Posted by brantl at 11/09/2006 @ 3:02pm
As an aside: In his victory speech Webb made it clear that he'd been mis-represented by the media. His issues extend beyond national security which originally drew him to the Republicans and eventually pushed him away. He's concerned with social and economic justice and he feels at home in the Democratic party voicing those concerns.
Here's a question for the forum: With the West and the Northeast rapidly shedding Republicans, how can the party hope to remain in the mainstream? I think they've made a huge tactical error in having placed all their marbles on what may be a limited constituency. How long can that succeed, especially if working class Southerners figure out that their interests are not served in the least by the sort of partisanship they've put up with?

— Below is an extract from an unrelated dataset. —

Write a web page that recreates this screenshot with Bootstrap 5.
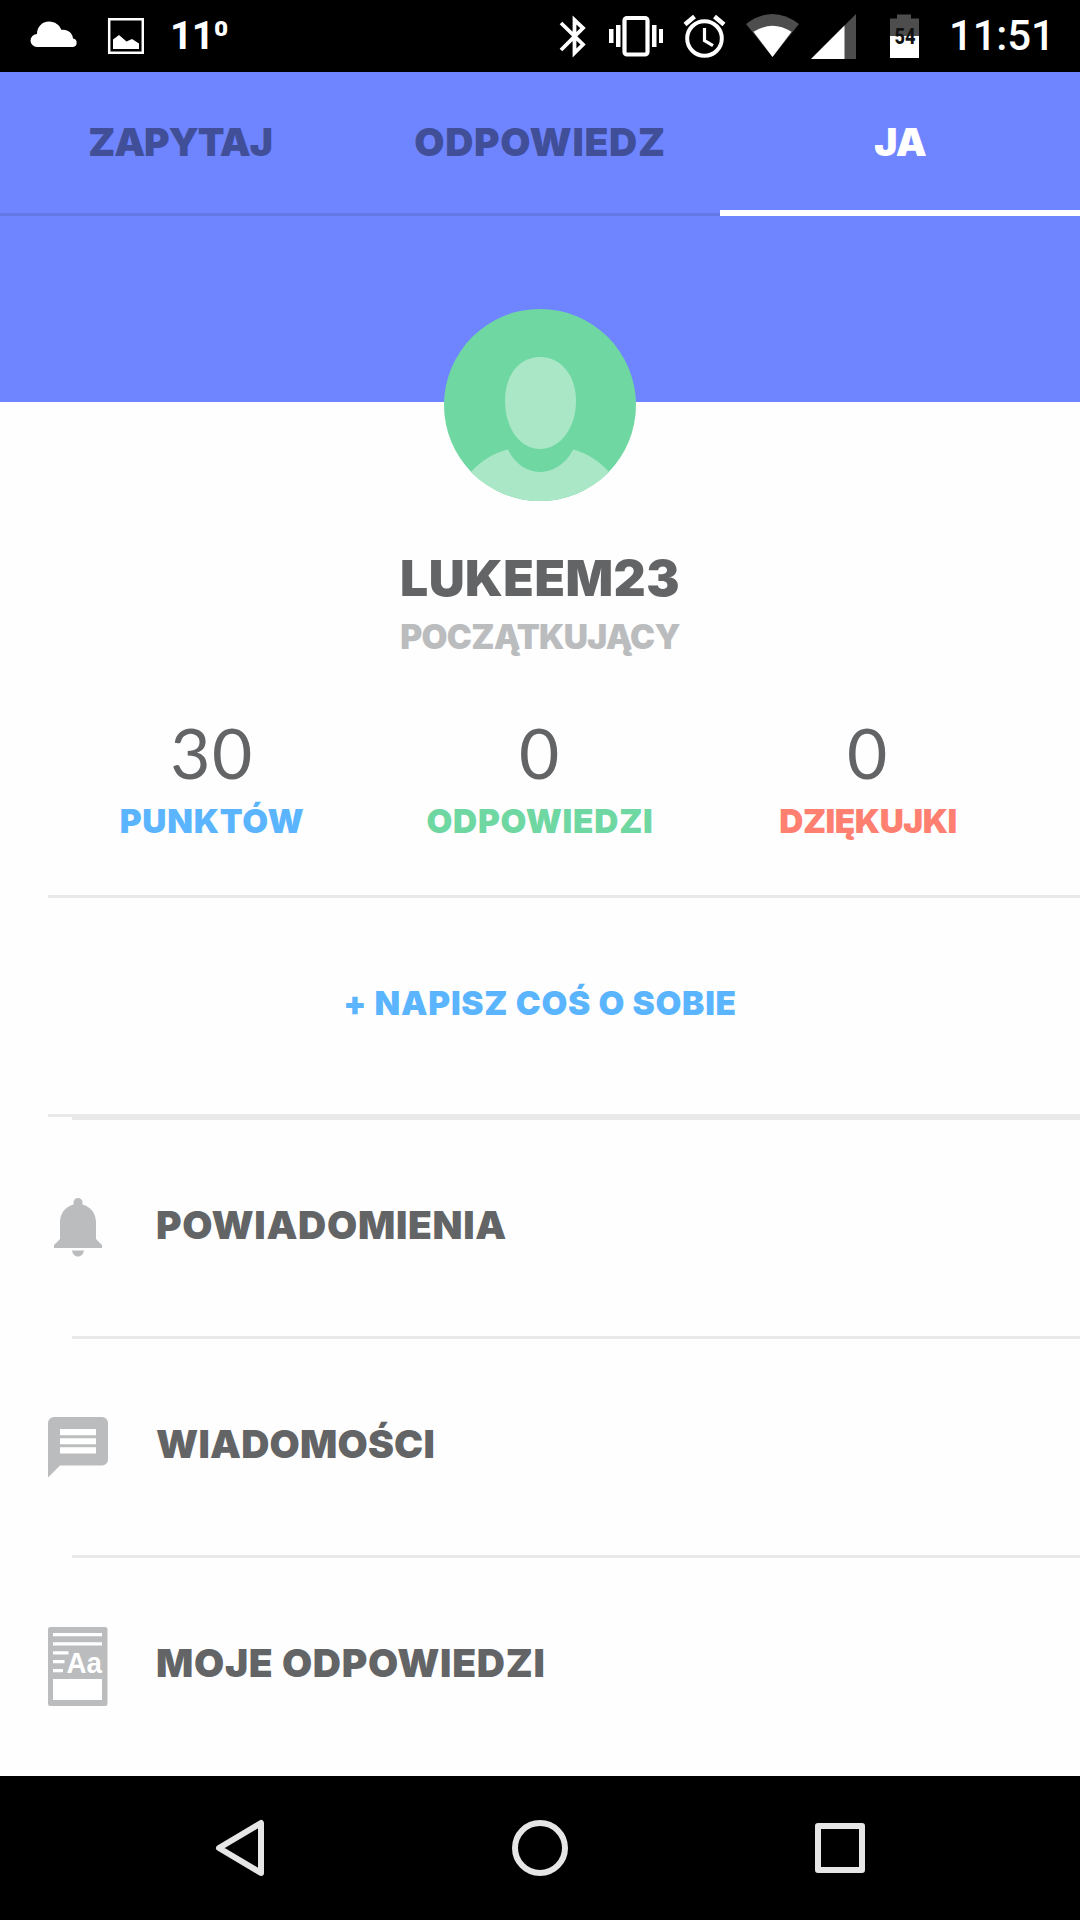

Posted by ncimon at 11/09/2006 @ 5:10pm
I have one issue with the article, in that I don't think Harold Ford lost because he "out-Republicaned" the Republican or failed to run enough as a Democrat. He lost because a large number--a very large number--of people in Tennessee will NEVER vote for an African American candidate. Ford was fine candidate, and (sadly) if a white candidate had run as a Democrat in Tennessee, running a similar campaign or a campaign more like those of Webb and McCaskill, he (she) would have won in a landslide.